Anuradha wrote:
- Leave alone the const, even if i equate the pointer to 'nil'
the problem occurs.{ofcourse i did remove the writeln statement that dereferences the pointer}.
- Why such coding at all :
The whole code is in a function 'getmemory' that 'getmem's the required number of bytes and stores the number of bytes in the previous 2 bytes. There is also a procedure 'freememory' that reads the previous 2 bytes and frees as many bytes as was allocated earlier by getmemory. what could be the problem ?
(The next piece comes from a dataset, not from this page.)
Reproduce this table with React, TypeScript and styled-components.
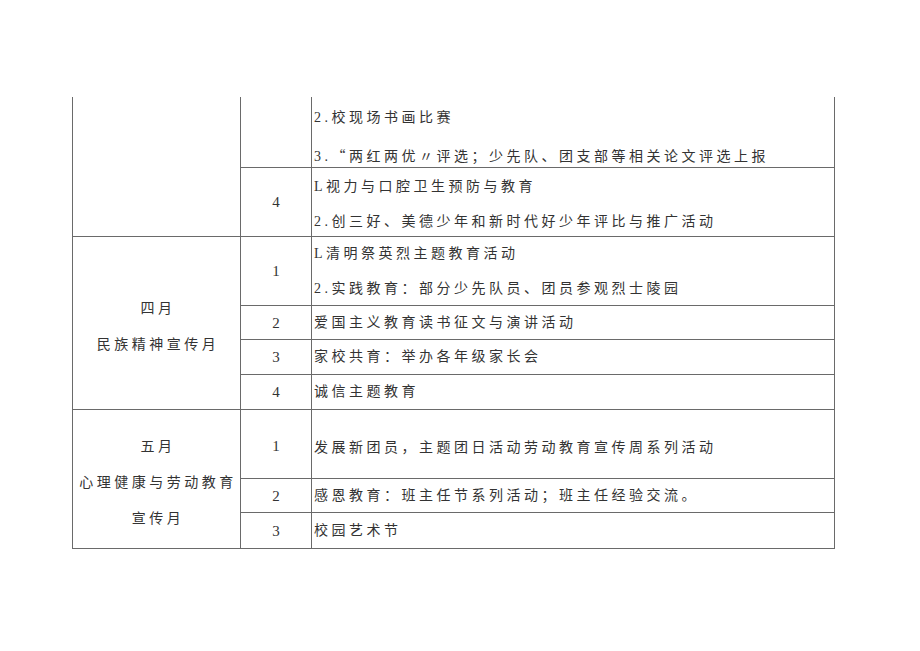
import styled, { createGlobalStyle } from "styled-components";

type Row = {
  height: number;
  month?: { lines: string[]; span: number };
  monthBlank?: number;
  num?: string;
  items: string[];
  gap?: number;
  padTop?: number;
  top?: boolean;
  noTop?: boolean;
};

const rows: Row[] = [
  {
    height: 70,
    monthBlank: 2,
    num: "",
    items: ["2.校现场书画比赛", "3.“两红两优〃评选；少先队、团支部等相关论文评选上报"],
    gap: 17,
    padTop: 11,
    top: true,
    noTop: true,
  },
  {
    height: 69,
    num: "4",
    padTop: 4,
    items: ["L视力与口腔卫生预防与教育", "2.创三好、美德少年和新时代好少年评比与推广活动"],
  },
  {
    height: 69,
    month: { lines: ["四月", "民族精神宣传月"], span: 4 },
    num: "1",
    items: ["L清明祭英烈主题教育活动", "2.实践教育：部分少先队员、团员参观烈士陵园"],
  },
  { height: 34, num: "2", items: ["爱国主义教育读书征文与演讲活动"] },
  { height: 35, num: "3", items: ["家校共育：举办各年级家长会"] },
  { height: 35, num: "4", items: ["诚信主题教育"] },
  {
    height: 69,
    month: { lines: ["五月", "心理健康与劳动教育", "宣传月"], span: 3 },
    num: "1",
    padTop: 8,
    items: ["发展新团员，主题团日活动劳动教育宣传周系列活动"],
  },
  { height: 34, num: "2", items: ["感恩教育：班主任节系列活动；班主任经验交流。"] },
  { height: 36, num: "3", items: ["校园艺术节"] },
];

const Global = createGlobalStyle`
  html, body {
    margin: 0;
    padding: 0;
    background: #fff;
  }
  body {
    font-family: "Liberation Serif", "Noto Sans CJK SC", serif;
    color: #333;
  }
`;

const Page = styled.div`
  width: 920px;
  height: 651px;
  padding: 97px 0 0 72px;
  box-sizing: border-box;
`;

const Table = styled.table`
  border-collapse: collapse;
  table-layout: fixed;
  width: 762px;
`;

const Cell = styled.td<{ $noTop?: boolean; $align?: string; $valign?: string }>`
  border: 1px solid #6a6a6a;
  border-top: ${(p) => (p.$noTop ? "none" : "1px solid #6a6a6a")};
  padding: 0;
  text-align: ${(p) => p.$align || "left"};
  vertical-align: ${(p) => p.$valign || "middle"};
  font-size: 14px;
  letter-spacing: 3.5px;
  line-height: 20px;
`;

const MonthList = styled.div`
  display: flex;
  flex-direction: column;
  align-items: center;
  gap: 16px;
  padding: 7px 0 0 3px;
`;

const Num = styled.span<{ $pt: number }>`
  display: block;
  padding-top: ${(p) => p.$pt}px;
  font-size: 15px;
  letter-spacing: 0;
`;

const Wide = styled.span`
  font-family: "Noto Sans CJK SC", sans-serif;
`;

const Items = styled.div<{ $gap: number; $pt: number }>`
  display: flex;
  flex-direction: column;
  gap: ${(p) => p.$gap}px;
  padding: ${(p) => p.$pt}px 0 0 2px;
  white-space: nowrap;
`;

const renderText = (t: string) =>
  t.split(/([“〃])/).map((part, i) =>
    part === "“" || part === "〃" ? <Wide key={i}>{part}</Wide> : part
  );

export default function App() {
  return (
    <Page>
      <Global />
      <Table>
        <colgroup>
          <col style={{ width: 168 }} />
          <col style={{ width: 71 }} />
          <col style={{ width: 523 }} />
        </colgroup>
        <tbody>
          {rows.map((r, i) => (
            <tr key={i} style={{ height: r.height }}>
              {r.monthBlank && <Cell rowSpan={r.monthBlank} $noTop={r.noTop} />}
              {r.month && (
                <Cell rowSpan={r.month.span} $align="center">
                  <MonthList>
                    {r.month.lines.map((l) => (
                      <div key={l}>{l}</div>
                    ))}
                  </MonthList>
                </Cell>
              )}
              <Cell $align="center" $noTop={r.noTop}>
                <Num $pt={r.top ? 0 : Math.max(0, (r.padTop || 0) - 4)}>{r.num}</Num>
              </Cell>
              <Cell $noTop={r.noTop} $valign={r.top ? "top" : "middle"}>
                <Items $gap={r.gap ?? 15} $pt={r.padTop || 0}>
                  {r.items.map((t) => (
                    <div key={t}>{renderText(t)}</div>
                  ))}
                </Items>
              </Cell>
            </tr>
          ))}
        </tbody>
      </Table>
    </Page>
  );
}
program typcast1; type Mytype=record i : integer; c:^char; end; var p:pointer; begin getmem(p,sizeof(mytype)+2); fillchar(p^,sizeof(mytype)+2,0); word(p^):=sizeof(mytype); p:=pchar(p)+2; mytype(p^).c:=nil; end.
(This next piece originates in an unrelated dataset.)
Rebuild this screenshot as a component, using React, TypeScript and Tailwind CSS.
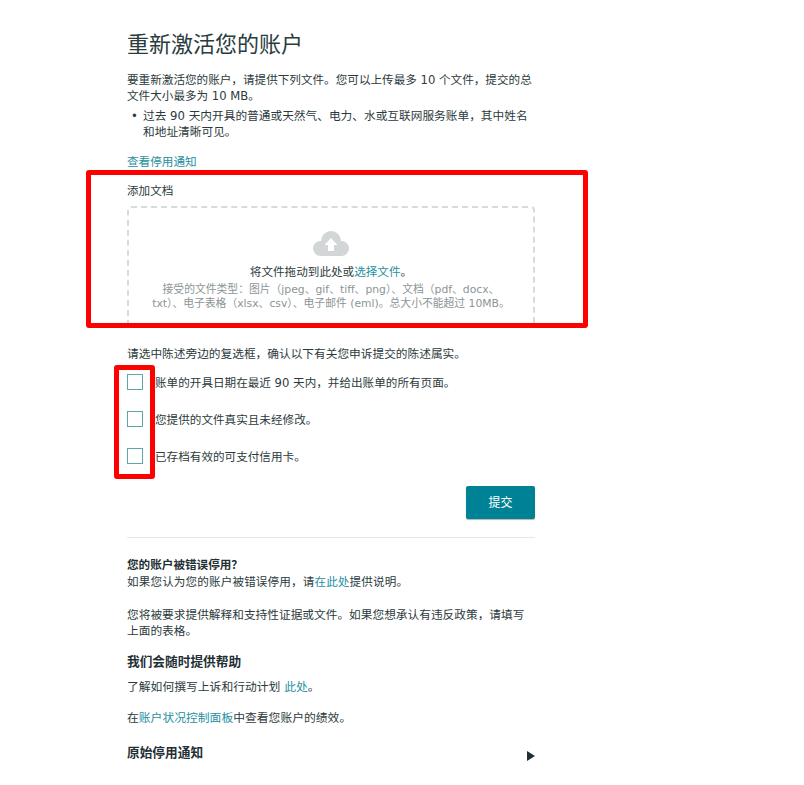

Totally unneccessary. The system remembers the size allocated all by itself.
getmem(p, sizeneeded); operateon(p^); dispose(p); p := nil; (* safety measure *)
Pascal is a simple language. It doesn't have pointer arithmetic for very good reasons. Don't try to contort it into C.
(I believe. Certainly Pascalp operates this way, so does C, which supplies the underlying library for GPC. Frank can confirm or deny).